In 2009 the navy decided it could only afford to build three of the new DDG-1000s. To replace the cancelled DDG-1000s the navy resumed building older DDG-51 Arleigh Burke class destroyers. It was all about cost. The DDG-1000s would cost more than $3.5 billion each if built in large quantities. The Burkes cost $1.9 billion each. The last of 62 original Burkes was ordered in 2002 and the last of those entered service in 2011. But now, another 13 are on order and more were going to be ordered until the shrinking naval budget got too tight for that. The 9,800 ton Burkes are smaller than DDG-1000, being 154 meters (505 feet) long and 20 meters (66 feet) wide. But even the Burkes have been growing, with the first ones weighing in at only 8,300 tons. In 1945, most destroyers were about 3,000 tons. This constant size escalation is something navies, especially the Americans, have had a hard time dealing with, mainly because the cost per ton has escalated even more (even after taking inflation into account).
While the DDG-51 is much less expensive than the DDG-1000, some navy officials believe that in the long run the larger and more expensive DDG-1000 would be a better investment. The key problem here is the inability of the navy to control costs, and cost estimates, and the inability of the DDG-51s to provide space for new technologies. The navy hopes to overcome this by installing smaller versions of new tech in the DDG-51s and to upgrade other DDG-51s if the new stuff works out.
There are other problems as well, such as the costs of upgrades. Because of budget cuts the navy plans to buy some time (about a decade) by upgrading dozens of existing destroyers and cruisers. This is a bitter pill to swallow, as only a decade ago the navy was so sure about the new DDG-1000 that it accelerated the retirement of a dozen of the 31 Spruance class destroyers, in order to save the $28 million a year it would cost to keep each one of them in service. These ships were not just retired, they were all either broken up or sunk in training exercises. The dozen that entered service in 1979-83 could have been refurbished and been available until 2019. That's a lost opportunity.
What can now be done is to refurb the Burke class destroyers, which began entering service in the 1990s.
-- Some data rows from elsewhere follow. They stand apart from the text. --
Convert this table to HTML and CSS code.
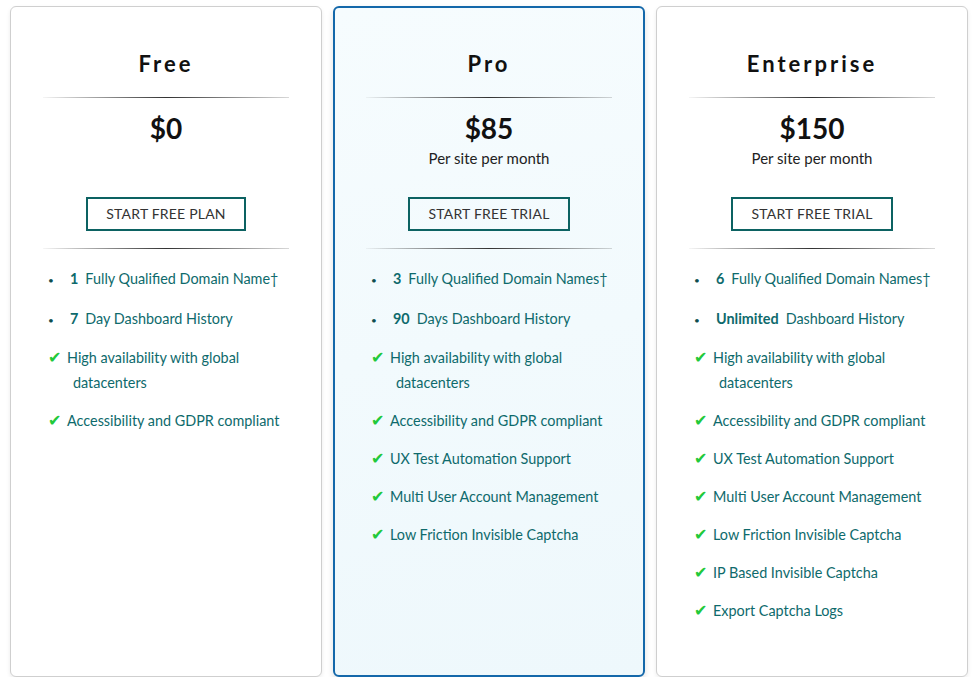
FILE: index.html
```html
<!DOCTYPE html>
<html lang="en">
<head>
<meta charset="utf-8">
<title>Pricing</title>
<link rel="stylesheet" href="styles.css">
</head>
<body>
<div class="plans">
  <section class="card">
    <h2 class="title">Free</h2>
    <hr class="rule">
    <div class="price">$0</div>
    <div class="per">&nbsp;</div>
    <div class="cta"><a class="btn" href="#">START FREE PLAN</a></div>
    <hr class="rule">
    <ul class="features">
      <li class="dot"><span class="bullet">•</span><b>1</b><span class="txt">Fully Qualified Domain Name†</span></li>
      <li class="dot"><span class="bullet">•</span><b>7</b><span class="txt">Day Dashboard History</span></li>
      <li class="chk"><span class="tick">✔</span>High availability with global datacenters</li>
      <li class="chk"><span class="tick">✔</span>Accessibility and GDPR compliant</li>
    </ul>
  </section>
  <section class="card card-pro">
    <h2 class="title">Pro</h2>
    <hr class="rule">
    <div class="price">$85</div>
    <div class="per">Per site per month</div>
    <div class="cta"><a class="btn" href="#">START FREE TRIAL</a></div>
    <hr class="rule">
    <ul class="features">
      <li class="dot"><span class="bullet">•</span><b>3</b><span class="txt">Fully Qualified Domain Names†</span></li>
      <li class="dot"><span class="bullet">•</span><b>90</b><span class="txt">Days Dashboard History</span></li>
      <li class="chk"><span class="tick">✔</span>High availability with global datacenters</li>
      <li class="chk"><span class="tick">✔</span>Accessibility and GDPR compliant</li>
      <li class="chk"><span class="tick">✔</span>UX Test Automation Support</li>
      <li class="chk"><span class="tick">✔</span>Multi User Account Management</li>
      <li class="chk"><span class="tick">✔</span>Low Friction Invisible Captcha</li>
    </ul>
  </section>
  <section class="card">
    <h2 class="title">Enterprise</h2>
    <hr class="rule">
    <div class="price">$150</div>
    <div class="per">Per site per month</div>
    <div class="cta"><a class="btn" href="#">START FREE TRIAL</a></div>
    <hr class="rule">
    <ul class="features">
      <li class="dot"><span class="bullet">•</span><b>6</b><span class="txt">Fully Qualified Domain Names†</span></li>
      <li class="dot"><span class="bullet">•</span><b>Unlimited</b><span class="txt">Dashboard History</span></li>
      <li class="chk"><span class="tick">✔</span>High availability with global datacenters</li>
      <li class="chk"><span class="tick">✔</span>Accessibility and GDPR compliant</li>
      <li class="chk"><span class="tick">✔</span>UX Test Automation Support</li>
      <li class="chk"><span class="tick">✔</span>Multi User Account Management</li>
      <li class="chk"><span class="tick">✔</span>Low Friction Invisible Captcha</li>
      <li class="chk"><span class="tick">✔</span>IP Based Invisible Captcha</li>
      <li class="chk"><span class="tick">✔</span>Export Captcha Logs</li>
    </ul>
  </section>
</div>
</body>
</html>
```
FILE: styles.css
```css
html, body {
  margin: 0;
  padding: 0;
  background: #ffffff;
}
body {
  font-family: Lato, "Open Sans", "Liberation Sans", sans-serif;
  color: #111;
}
.plans {
  display: flex;
  gap: 11px;
  padding: 6px 7px 0 10px;
  height: 671px;
  box-sizing: content-box;
}
.card {
  flex: 0 0 312px;
  box-sizing: border-box;
  border: 1px solid #cfcfcf;
  border-radius: 6px;
  background: #fff;
  box-shadow: 0 2px 4px rgba(0,0,0,0.08);
  padding: 0 32px 0 32px;
  display: flex;
  flex-direction: column;
}
.card-pro {
  flex-basis: 312px;
  border: 2px solid #1468aa;
  padding: 0 31px 0 31px;
  background: linear-gradient(170deg, #f6fcfe 0%, #eef8fc 100%);
  box-shadow: 0 3px 6px rgba(0,0,0,0.12);
}
.title {
  margin: 42px 0 0 0;
  font-size: 22px;
  line-height: 30px;
  font-weight: 700;
  letter-spacing: 3px;
  text-align: center;
  color: #111;
}
.card-pro .title { margin-top: 41px; }
.rule {
  border: 0;
  height: 1px;
  margin: 18px 0 0 0;
  background: linear-gradient(90deg, rgba(60,60,60,0.05) 0%, #333 50%, rgba(60,60,60,0.2) 100%);
}
.price {
  margin-top: 13px;
  font-size: 28px;
  line-height: 34px;
  font-weight: 700;
  text-align: center;
  color: #111;
}
.per {
  margin-top: 3px;
  font-size: 15px;
  line-height: 20px;
  text-align: center;
  color: #222;
}
.cta {
  display: flex;
  justify-content: center;
  margin-top: 29px;
}
.btn {
  display: block;
  box-sizing: border-box;
  height: 34px;
  padding: 0 18px;
  border: 2px solid #0c6262;
  color: #333;
  font-size: 14px;
  line-height: 30px;
  letter-spacing: 0.2px;
  text-decoration: none;
}
.cta + .rule { margin-top: 17px; }
.features {
  list-style: none;
  margin: 17px 0 0 0;
  padding: 0 0 0 5px;
  display: flex;
  flex-direction: column;
  gap: 13px;
}
.features li {
  font-size: 14.4px;
  line-height: 25px;
  color: #0e6a6c;
}
.features .dot {
  margin-bottom: 1.5px;
}
.features .dot b {
  font-weight: 700;
  color: #0e6a6c;
}
.bullet {
  display: inline-block;
  width: 22px;
  font-size: 10px;
  line-height: 10px;
  color: #0e4e50;
  vertical-align: baseline;
}
.txt {
  margin-left: 7px;
}
.chk {
  padding-left: 25px;
  text-indent: -25px;
}
.tick {
  display: inline-block;
  width: 19px;
  text-indent: 0;
  color: #22c93a;
  font-family: "DejaVu Sans", sans-serif;
  font-size: 16px;
  line-height: 10px;
  vertical-align: baseline;
}
```
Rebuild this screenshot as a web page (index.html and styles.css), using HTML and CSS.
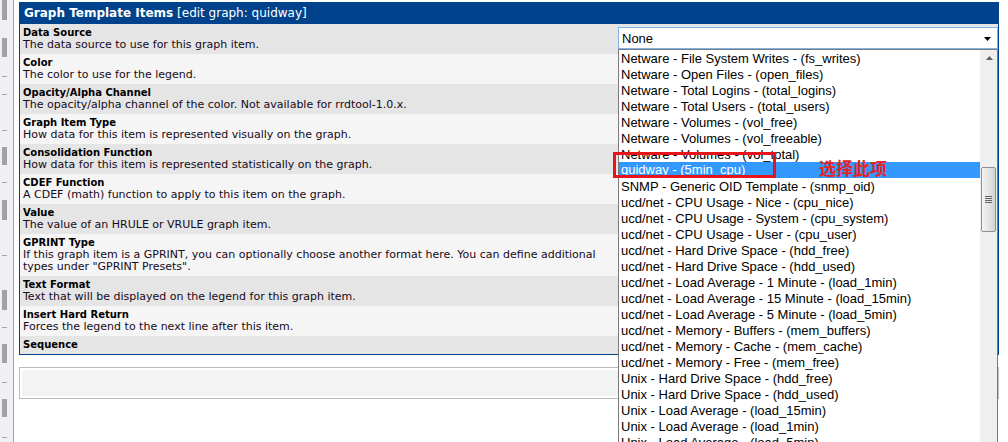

Most of the Ticonderoga class cruisers (which entered service in the 1980s and 90s) can use the refurb as well, which could boost their service into the 2030s. This, plus building a dozen or more Burke class destroyers, will provide an adequate number of destroyers. There is a growing debate over just how many destroyers will be required and what they must be capable of but that has to take second place to budget constraints.
Back in 2012 the refurb plan was to spend about $200 million per destroyer (and 20-25 percent more for the cruisers). Normally, these ships get one refurb during their 30 year lives. This not only fixes many of the things that break down or wear out (and been patched up) but also installs a lot of new technology. A second refurb is expected to add another 5-10 years of serviceability. But this special refurb will do more than that. The navy wants to add some of the DDG-1000 technology to these older ships. In particular, the navy wants to install the "smart ship" type automation (found in civilian ships for decades) that will enable crew size to be reduced. The "smart ship" gear also includes better networking and power distribution. In effect, the ship would be rewired. This could reduce the crew size by 20-30 percent (current destroyers have a crew of 320, with the cruisers carrying 350). In addition to considerable cost savings (over $100,000 a year per sailor), a smaller crew takes up less space, enabling the smaller crew to have more comfortable living quarters. This is a big deal as far as morale and retention (getting people to stay in the navy) goes. Most other new items are not space dependent, except for some of the power based ones (like the rail gun). But these technologies are receding farther into the future. Right now the navy has to find a way to live within its budget, and refurbishing existing warships shows more promise than trying to build affordable new ones.
In the end these extensive refurbishments were too expensive and the navy was forced to fall back on a two-tier refurb plan that concentrated on electronic and software systems. The cheaper tier, called MILSPEC (designed specifically and only for military use) cost $113 million and takes six months per ship. This upgrades a lot of the 1980s electronics in the older DDG-51s. The other tier, COTS (commercial off-the shelf) uses commercial hardware and software to replace the older MILSPEC stuff. This makes these ships easier and cheaper to continue upgrading but all this costs $184 million and 18 months per ship. All these upgrades concentrate on the ability of DDG-51s to support the Aegis modification that enables missiles and low orbit satellites to be shot down. There is additional money (from outside the navy budget) available to do this.
The navy is still in danger of losing (to retirement because of aging and failing systems) the oldest DDG-51s if money is not available to refurbish elderly hulls and mechanical equipment. Because of the unpredictable future budget the navy also has to make plans for some radical downsizing. If the money is not there, neither are the ships and prudent admirals have to plan accordingly.